## Start
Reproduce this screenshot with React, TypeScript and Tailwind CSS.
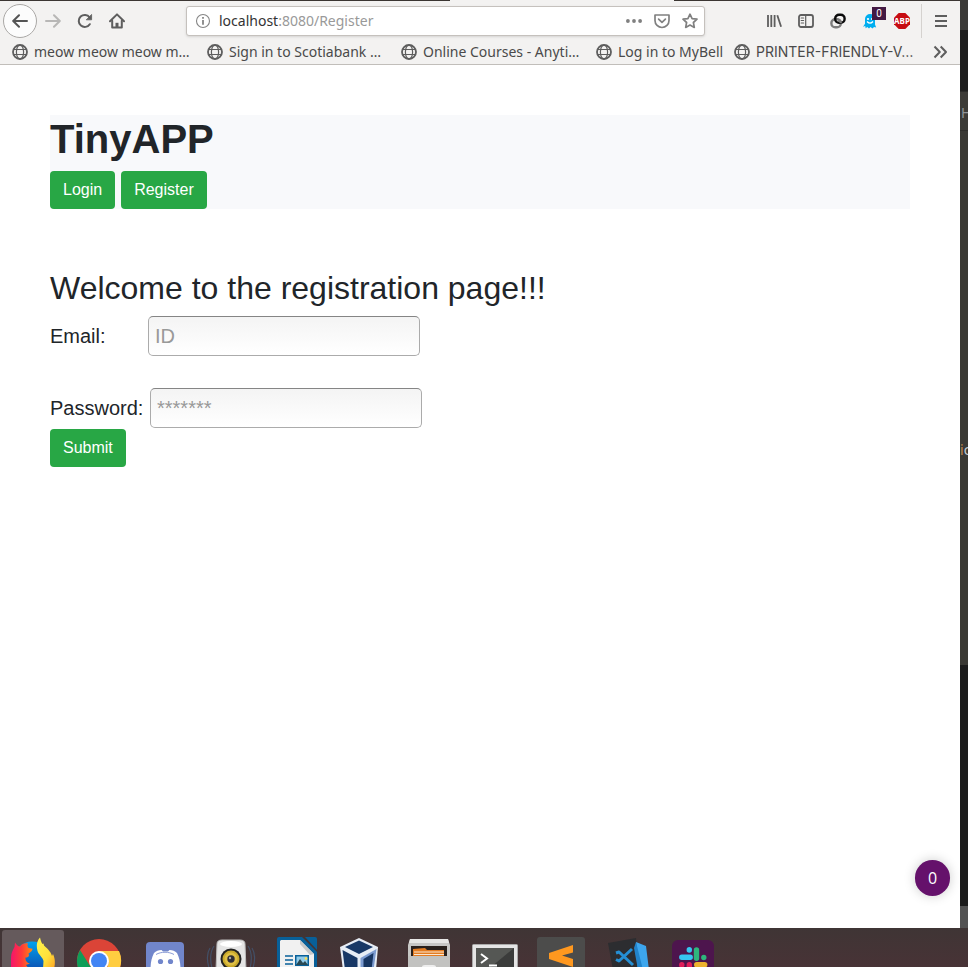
import type { ReactNode } from "react";

const uiFont = "font-['Noto_Sans','Open_Sans',sans-serif]";

function ToolButton({ label, children }: { label: string; children: ReactNode }) {
  return (
    <button type="button" aria-label={label} className="relative flex h-8 w-8 shrink-0 items-center justify-center text-[#5e5e5e]">
      {children}
    </button>
  );
}

function Stroke({ children, size = 16, width = 2 }: { children: ReactNode; size?: number; width?: number }) {
  return (
    <svg width={size} height={size} viewBox="0 0 16 16" fill="none" stroke="currentColor" strokeWidth={width} strokeLinecap="round" strokeLinejoin="round" aria-hidden="true">
      {children}
    </svg>
  );
}

function Globe() {
  return (
    <svg className="shrink-0" width="16" height="16" viewBox="0 0 16 16" fill="none" stroke="#5e5e5e" aria-hidden="true">
      <circle cx="8" cy="8" r="7" strokeWidth="1.8" />
      <ellipse cx="8" cy="8" rx="3.6" ry="7" strokeWidth="1.2" />
      <path d="M1.5 5.5h13M1.5 10.5h13" strokeWidth="1.2" />
    </svg>
  );
}

function NavigationBar() {
  return (
    <div className="flex h-[38px] items-center pl-[3px] pr-1">
      <button type="button" aria-label="Back" className="flex h-[34px] w-[34px] shrink-0 items-center justify-center rounded-full border border-[#aaa8a6] bg-[#fcfcfc] text-[#555]">
        <Stroke><path d="M15 8H1.5M7 2.2 1.2 8 7 13.8" /></Stroke>
      </button>
      <ToolButton label="Forward">
        <span className="text-[#b8b7b6]"><Stroke><path d="M1 8h13.5M9 2.2 14.8 8 9 13.8" /></Stroke></span>
      </ToolButton>
      <ToolButton label="Reload">
        <Stroke>
          <path d="M12.8 11.2A6 6 0 1 1 12.6 4.4" />
          <path d="M14.6 1.8v5H9.6z" fill="currentColor" strokeWidth="0.8" />
        </Stroke>
      </ToolButton>
      <ToolButton label="Home">
        <Stroke>
          <path d="M1 8.2 8 1.4l7 6.8" />
          <path d="M3.2 7.8v6.8h9.6V7.8" />
          <path d="M8 14V9.8" strokeWidth="3" strokeLinecap="butt" />
        </Stroke>
      </ToolButton>
      <div className="mx-[53px] flex h-[30px] min-w-0 flex-1 items-center rounded-[3px] border border-[#c5c1bd] bg-white pl-2 pr-1.5 shadow-sm">
        <svg className="mr-2 shrink-0" width="16" height="16" viewBox="0 0 16 16" fill="none" stroke="#858585" aria-hidden="true">
          <circle cx="8" cy="8" r="6.5" strokeWidth="1.1" />
          <path d="M8 7v4.8M8 4v1.8" strokeWidth="1.8" />
        </svg>
        <div className={`min-w-0 flex-1 truncate text-sm text-[#999] ${uiFont}`} role="textbox" aria-label="Address">
          <span className="text-[#333]">localhost</span>:8080/Register
        </div>
        <div className="flex gap-3 text-[#808080]">
          <button type="button" aria-label="Page actions">
            <svg width="16" height="16" viewBox="0 0 16 16" fill="currentColor" aria-hidden="true">
              <circle cx="1.9" cy="8" r="1.9" /><circle cx="8" cy="8" r="1.9" /><circle cx="14.1" cy="8" r="1.9" />
            </svg>
          </button>
          <button type="button" aria-label="Save to Pocket">
            <Stroke width={1.7}><path d="M1 2h14v5.5a7 7 0 0 1-14 0zM4.6 6.2 8 9.4l3.4-3.2" /></Stroke>
          </button>
          <button type="button" aria-label="Bookmark this page">
            <Stroke width={1.7}><path d="m8 1.2 2.1 4.4 4.9.6-3.6 3.3.9 4.9L8 12.1l-4.3 2.3.9-4.9L1 6.2l4.9-.6z" /></Stroke>
          </button>
        </div>
      </div>
      <ToolButton label="Library">
        <Stroke><path d="M2 2v12M5.3 2v12M8.6 2v12M11.3 2.2l3.8 11.6" strokeLinecap="butt" strokeWidth="1.8" /></Stroke>
      </ToolButton>
      <ToolButton label="Sidebars">
        <Stroke><rect x="1" y="2" width="14" height="12" rx="2" strokeWidth="1.8" /><path d="M7.7 2v12M3.2 5h2.4M3.2 7.5h2.4M3.2 10h2.4" strokeWidth="1.2" /></Stroke>
      </ToolButton>
      <ToolButton label="Copy link">
        <svg width="16" height="16" viewBox="0 0 16 16" fill="none" strokeWidth="2.4" aria-hidden="true">
          <rect x="1.4" y="6.2" width="9.4" height="8" rx="3.8" stroke="#7c7c7c" />
          <rect x="5.2" y="1.8" width="9.4" height="8" rx="3.8" stroke="#0b0b0b" />
          <path d="M9.4 7.2a3.8 3.8 0 0 1 1.4 3" stroke="#7c7c7c" />
        </svg>
      </ToolButton>
      <ToolButton label="Ghostery">
        <svg width="16" height="16" viewBox="0 0 16 16" aria-hidden="true">
          <path d="M3 6a5 5 0 0 1 10 0v5.5l1.2 3-2.2-.5-1.5 1.5L8.5 14 7 15.5 5.3 14l-1.6 1.3L3.2 13l-2.2.7 2-3z" fill="#00aef0" />
          <circle cx="6" cy="6" r="1.1" fill="#fff" /><circle cx="10" cy="6" r="1.1" fill="#fff" />
          <path d="M5 8.5q3 3.3 6 0" stroke="#fff" strokeWidth="1.2" fill="none" />
        </svg>
        <span className="absolute left-[18px] top-[2px] h-[13px] w-[14px] bg-[#441a43] font-['Roboto',sans-serif] text-[10px] leading-[13px] text-white">0</span>
      </ToolButton>
      <ToolButton label="Adblock Plus">
        <svg width="16" height="16" viewBox="0 0 16 16" aria-hidden="true">
          <path d="M4.7 0h6.6L16 4.7v6.6L11.3 16H4.7L0 11.3V4.7z" fill="#c70d12" />
          <text x="8" y="11" textAnchor="middle" fontFamily="Noto Sans, sans-serif" fontWeight="bold" fontSize="8" fill="#fff">ABP</text>
        </svg>
      </ToolButton>
      <div className="ml-[3px] mr-1 h-[34px] w-px bg-[#d5d2cf]" />
      <button type="button" aria-label="Open menu" className="flex h-8 w-[30px] shrink-0 items-center justify-center text-[#5e5e5e]">
        <Stroke><path d="M2 3h12M2 8h12M2 13h12" strokeLinecap="butt" /></Stroke>
      </button>
    </div>
  );
}

function Bookmark({ width, sans = uiFont, children }: { width: string; sans?: string; children: string }) {
  return (
    <a href="#" className={`flex items-center gap-1.5 whitespace-nowrap text-sm text-[#4a4a4a] ${width} ${sans}`}>
      <Globe />
      {children}
    </a>
  );
}

function BookmarksBar() {
  return (
    <nav aria-label="Bookmarks" className="flex h-6 items-center px-3">
      <Bookmark width="w-[195px]">meow meow meow m…</Bookmark>
      <Bookmark width="w-[194px]">Sign in to Scotiabank …</Bookmark>
      <Bookmark width="w-[195px]">Online Courses - Anyti…</Bookmark>
      <Bookmark width="w-[138px]">Log in to MyBell</Bookmark>
      <Bookmark width="w-[180px]" sans="font-['Inter',sans-serif]">PRINTER-FRIENDLY-V…</Bookmark>
      <button type="button" aria-label="Show more bookmarks" className="ml-auto text-[#5e5e5e]">
        <Stroke><path d="m2.5 2.5 5.3 5.5-5.3 5.5M8.7 2.5 14 8l-5.3 5.5" strokeLinecap="butt" /></Stroke>
      </button>
    </nav>
  );
}

const button = "h-[38px] rounded-[4px] bg-[#28a745] px-[13px] text-base text-white";
const field =
  "h-10 w-[272px] rounded-[5px] border border-[#ababab] border-t-[#858585] bg-linear-to-b from-[#f4f4f4] to-white px-1.5 text-xl placeholder:text-[#999] placeholder:opacity-100";

function RegistrationPage() {
  return (
    <main className="relative flex-1 bg-white p-[50px] font-['Liberation_Sans',Arial,sans-serif] text-[#212529]">
      <header className="mb-[60px] bg-[#f8f9fb]">
        <h1 className="mb-2 text-[40px] font-bold leading-[48px]">TinyAPP</h1>
        <div className="flex gap-1.5">
          <button type="button" className={button}>Login</button>
          <button type="button" className={button}>Register</button>
        </div>
      </header>
      <h2 className="mb-2 text-[32px] leading-[39px]">Welcome to the registration page!!!</h2>
      <form onSubmit={(event) => event.preventDefault()}>
        <div className="mb-8 flex items-center text-xl">
          <label htmlFor="email" className="w-[98px]">Email:</label>
          <input id="email" type="email" placeholder="ID" className={field} />
        </div>
        <div className="mb-px flex items-center text-xl">
          <label htmlFor="password" className="w-[100px]">Password:</label>
          <input id="password" type="password" placeholder="*******" className={field} />
        </div>
        <button type="submit" className={button}>Submit</button>
      </form>
      <div className="absolute bottom-8 right-2.5 flex h-9 w-[35px] items-center justify-center rounded-full bg-[#65116b] font-['Open_Sans',sans-serif] text-base text-white shadow-[0_0_12px_rgba(0,0,0,0.2)]">
        0
      </div>
    </main>
  );
}

function DesktopEdge() {
  return (
    <aside className={`flex w-2 shrink-0 flex-col overflow-hidden bg-[#1e1e1e] text-sm ${uiFont}`}>
      <div className="h-[30px] bg-[#3b3a38]" />
      <div className="h-[61px] bg-[#1e1e1e]" />
      <div className="flex h-[39px] items-center border-t border-[#2a2a28] bg-[#3c3b37] pl-px pt-1 text-[#8f9498]">H</div>
      <div className="h-[535px] whitespace-nowrap border-t border-[#2f2e2b] bg-[#3a3934] pt-[309px] leading-5 text-[#c3ccd3]">
        <span className="text-[#c08a4c]">i</span>c
      </div>
      <div className="flex-1 bg-[#1c1c1c]" />
      <div className="h-[22px] bg-[#535353]" />
    </aside>
  );
}

function DockItem({ name, active = false, children }: { name: string; active?: boolean; children: ReactNode }) {
  return (
    <button type="button" aria-label={name} className="h-[39px] w-[66px] shrink-0">
      <svg width="66" height="39" viewBox="0 0 66 39" aria-hidden="true">
        {active && <rect x="2" y="2" width="62" height="46" rx="3" fill="#655a5c" />}
        {children}
      </svg>
    </button>
  );
}

function Dock() {
  return (
    <footer className="flex h-[39px] overflow-hidden bg-linear-to-b from-[#3f3535] to-[#483336]">
      <DockItem name="Firefox" active>
        <defs>
          <linearGradient id="fox" x1="0" y1="0" x2="1" y2="0"><stop stopColor="#f5156c" /><stop offset=".5" stopColor="#ff3a3a" /><stop offset="1" stopColor="#ff8a10" /></linearGradient>
          <linearGradient id="flame" x1="0" y1="0" x2="1" y2="1"><stop stopColor="#fff44f" /><stop offset=".6" stopColor="#ffe03a" /><stop offset="1" stopColor="#ffa425" /></linearGradient>
          <linearGradient id="world" x1="0" y1="0" x2="0" y2="1"><stop stopColor="#00a2ee" /><stop offset="1" stopColor="#1038a0" /></linearGradient>
        </defs>
        <circle cx="32" cy="32" r="18.5" fill="url(#world)" />
        <path d="M11 41V30c0-5 2-8 3.500-11l.5-4.500c2 2.500 3 4 5 4 2-3 5-3.500 8-3-1 2-.5 3 .5 4.500l4 .7c0 2.500-2 3.500-4 4.800l.5 2c-.5 1.500-1.500 2-3.500 2-.5 3 1.500 5.500 4.500 6l-4 1.500 3 4z" fill="url(#fox)" />
        <path d="M40 9.500c-4 4.500-3.500 9.500-2.500 13.500 1.300 4 5 6 6 10l-.5 8h11c1.500-6 1-11-1-15l-1 2c-1.500-5-5.500-8-8-10.500l-.5-2-1 .5c-1.500-2-2-4.500-2.500-6.500z" fill="url(#flame)" />
      </DockItem>
      <DockItem name="Chrome">
        <circle cx="33" cy="33" r="22" fill="#db4437" />
        <path d="M14 22A22 22 0 0 0 30 55l5-12-11-5z" fill="#0f9d58" />
        <path d="M33 23h20a22 22 0 0 1-15 31l5-21z" fill="#ffcd40" />
        <circle cx="33" cy="33" r="10" fill="#fff" /><circle cx="33" cy="33" r="8" fill="#4285f4" />
      </DockItem>
      <DockItem name="Discord">
        <rect x="14" y="14" width="38" height="38" rx="4" fill="#7186cb" />
        <path d="M18.500 42c0-7 1-12 3.500-17 2-1.800 4.500-3 7.500-3l1.500 1.500h5l1.500-1.500c3 0 5.500 1.200 7.500 3 2.500 5 3.500 10 3.500 17z" fill="#fff" />
        <path d="M24 26.500c5-3 13-3 18 0" fill="none" stroke="#8a9bd6" strokeWidth="1" />
        <circle cx="28.500" cy="33.500" r="2.600" fill="#7186cb" /><circle cx="38.500" cy="33.500" r="2.600" fill="#7186cb" />
      </DockItem>
      <DockItem name="Rhythmbox">
        <path d="M16 18c-4 6-4 14-2 22M12 20c-4 6-3 13-1 20M50 18c4 6 4 14 2 22M54 20c4 6 3 13 1 20" fill="none" stroke="#435067" strokeWidth="1.2" />
        <path d="M19 16q0-4 5-4h18q5 0 5 4l1 26H18z" fill="#e5e5e5" stroke="#bbb" />
        <ellipse cx="33" cy="16" rx="11" ry="3" fill="#fff" />
        <circle cx="33" cy="31" r="10.500" fill="#222" /><circle cx="33" cy="31" r="8.500" fill="#c9a92c" />
        <circle cx="33" cy="31" r="6.500" fill="#e0c044" /><circle cx="33" cy="31" r="3.700" fill="#302e35" /><circle cx="32" cy="30" r="1.200" fill="#aaa" />
      </DockItem>
      <DockItem name="LibreOffice Writer">
        <path d="M15 9h23l15 15v18H13V11q0-2 2-2z" fill="#086099" />
        <path d="M17 12h19l14 14v16H16V13z" fill="#f1f1f1" /><path d="M36 12v4l10 11 4-1z" fill="#c8c8c8" />
        <path d="M41 9h10q2 0 2 2v11z" fill="#086099" />
        <path d="M21 28h8M21 32h8M21 36h8" stroke="#086099" strokeWidth="1.700" />
        <rect x="31" y="27" width="14" height="11" fill="#086099" /><rect x="32.500" y="28.500" width="11" height="8" fill="#91cbe9" />
        <path d="m32 37 4-6 3 4 2-2 3 4z" fill="#294853" /><circle cx="42" cy="30.500" r="1.300" fill="#ffe048" />
      </DockItem>
      <DockItem name="VirtualBox">
        <path d="m29 10 19 9-2 23H13l-3-23z" fill="#e7edf5" />
        <path d="m29 12.500 14 6.500-14 7-14-7z" fill="#183866" />
        <path d="m12.500 22 15 8v12H15z" fill="#183866" /><path d="m46.500 21-16 9v12h13z" fill="#7c9bd0" />
        <path d="m43.500 25-10 6v11h8z" fill="#173561" />
      </DockItem>
      <DockItem name="Files">
        <path d="M14 11h38l2 6v25H12V17z" fill="#c7c7c5" /><path d="M14 11h38l1 4H13z" fill="#e7e7e5" />
        <path d="M15 18h36v12H15z" fill="#29211d" /><path d="M17 21l12-1 2 2h17v8H17z" fill="#e37c22" />
        <path d="M18 24h30M18 26.500h30" stroke="#f9e7d4" /><path d="M12 28h42v14H12z" fill="#c2c2c0" />
        <path d="M26 42v-3q0-2 3-2h8q3 0 3 2v3z" fill="#eee" />
      </DockItem>
      <DockItem name="Terminal">
        <rect x="10.500" y="16.500" width="45" height="35" rx="1" fill="#e5e5e5" stroke="#aaa" />
        <rect x="14" y="20" width="38" height="30" fill="#3b3c3b" /><path d="M14 20h38L29 39H14z" fill="#555754" />
        <path d="m19 26 6 4.500-6 4.500M27 37.500h8" fill="none" stroke="#fff" strokeWidth="2" />
      </DockItem>
      <DockItem name="Sublime Text">
        <rect x="9" y="9" width="48" height="48" rx="3" fill="#4c4c4b" />
        <path d="m45 17-24 8v6l24 8v-8l-11-3.500 11-3z" fill="#ff981f" />
      </DockItem>
      <DockItem name="Visual Studio Code">
        <path d="m14 15 28-5 2 32H19z" fill="#2c2d30" />
        <path d="m42 14 10 4 3 24H44z" fill="#3da6ed" /><path d="m42 14-2 6 4 22h5z" fill="#2283ca" />
        <path d="m38 21-13 12-3-1.500M39 37 25 24l-3 1" fill="none" stroke="#258fd4" strokeWidth="3" strokeLinejoin="round" />
      </DockItem>
      <DockItem name="Slack">
        <rect x="12" y="12" width="42" height="42" rx="6" fill="#4d154d" />
        <g fill="none" strokeWidth="5.400" strokeLinecap="round">
          <path d="M21.800 29.300h8.400M29.300 21.800v.3" stroke="#36c5f0" /><path d="M36.500 22v8.300M43.800 29.400v.1" stroke="#2eb67d" />
          <path d="M29.300 36.700v9M21.800 36.700v.3" stroke="#e01e5a" /><path d="M36.700 36.700h8" stroke="#ecb22e" />
        </g>
      </DockItem>
    </footer>
  );
}

export default function App() {
  return (
    <div className="flex min-h-screen flex-col overflow-hidden">
      <div className="flex flex-1">
        <div className="flex min-w-0 flex-1 flex-col">
          <div className="border-b border-[#c1beba] bg-[#f3f2f1]">
            <div className="flex h-px justify-between">
              <div className="w-[450px] bg-[#3b3633]" />
              <div className="w-[286px] bg-[#3b3633]" />
            </div>
            <div className="pt-px">
              <NavigationBar />
            </div>
            <BookmarksBar />
          </div>
          <RegistrationPage />
        </div>
        <DesktopEdge />
      </div>
      <Dock />
    </div>
  );
}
## End
> **Problem to solve**: Copy out the lines that hold "this".

> **Task solution**:
Reproduce this screenshot with React, TypeScript and Tailwind CSS.
          <button type="button" aria-label="Bookmark this page">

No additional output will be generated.